Responder a essa questão de maneira simples é complicado, mas aprendemos que, primeiramente, é fundamental formular estudos para ter um direcionamento claro para a modelagem do contrato e, depois, realizar ajustes conforme o contrato está em execução. Atualmente, ao discutir a modelagem de novos contratos, busco condensar o máximo possível de itens, sempre imaginando a perspectiva do técnico responsável pela execução.
8 – Qual é a avaliação atual dos indicadores de desempenho do BioParque? Eles são considerados positivos?
A avaliação atual dos indicadores de desempenho do BioParque tem sido positiva, com índices favoráveis de qualidade de visitação. No entanto, temos observado um desafio relacionado ao conceito de aprisionamento dos animais, o que tem impactado negativamente a visitação. Notamos uma queda no número de visitantes desde o final do ano passado.
Existe uma necessidade de abordar essa questão de forma estratégica, tanto por parte de nossa equipe quanto do parceiro, para valorizar a experiência do visitante e avaliar se esse tipo de experiência continuará sendo desejada. É essencial refletir sobre se os zoológicos continuarão sendo uma atração de interesse público. Devemos considerar estratégias para transformar o zoológico em um espaço que também tenha um foco científico, sem comprometer a qualidade de vida dos animais. Este é um tema que exige uma discussão aprofundada sobre a função e a relevância do zoológico como atração.
Assim como o aquário, que conta com a presença de diversos pesquisadores e biólogos, o BioParque deverá considerar um caminho semelhante. Esta é a minha impressão.
9 – A redução na visitação tem gerado preocupações para a prefeitura, especialmente considerando a duração prolongada da concessão, que é de 35 anos?
A redução na visitação não necessariamente causa preocupação imediata, mas indica que o contrato exigirá uma atenção mais cuidadosa e adaptativa. O poder público possui a capacidade de ajustar a estratégia conforme as necessidades da cidade evoluem. A cidade, como um organismo dinâmico, demanda que o BioParque seja reavaliado em seu contexto atual.

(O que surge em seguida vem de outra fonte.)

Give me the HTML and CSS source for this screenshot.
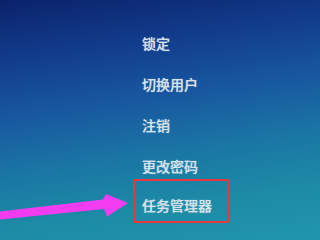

Nesse sentido, é necessário considerar como reorganizar o BioParque para melhor atender às expectativas da população. Será que a transformação do BioParque em uma atração diferente, talvez mais interativa, seria uma alternativa viável? É fundamental refletir sobre a necessidade de ajustar o BioParque para garantir que ele continue a atender às demandas e interesses da população.
10 – Você acredita que, da forma como foi feita a concessão, é possível replicar o modelo para outros municípios? Se sim, que conselhos você daria?
Acredito que não apenas é possível, mas também necessário considerar alternativas para a gestão dos zoológicos. Em minha visão, os governos podem ter dificuldades em administrar eficazmente um zoológico devido à necessidade de se concentrar em outras prioridades, como o cuidado com as pessoas e a melhoria da qualidade de vida da população.
Dado que o contrato é de longo prazo e considerando a atual discussão sobre a aceitação pública dos zoológicos, é essencial explorar maneiras de torná-los mais valiosos para a pesquisa científica e a educação. Isso pode envolver a adoção de estratégias que priorizem a pesquisa em detrimento da visitação, uma vez que isso pode causar estresse aos animais. É importante também garantir que o espaço destinado aos animais seja suficientemente amplo para assegurar sua qualidade de vida.
Além disso, é muito importante reconhecer que os municípios que possuem zoológicos têm a obrigação de cuidar dos animais. Fechar um zoológico não é uma tarefa simples, especialmente levando em consideração a dificuldade de encontrar santuários adequados para receber os animais. Portanto, a solução pode ser transformar o zoológico em uma instituição que beneficie a sociedade, minimizando o impacto negativo na qualidade de vida dos animais.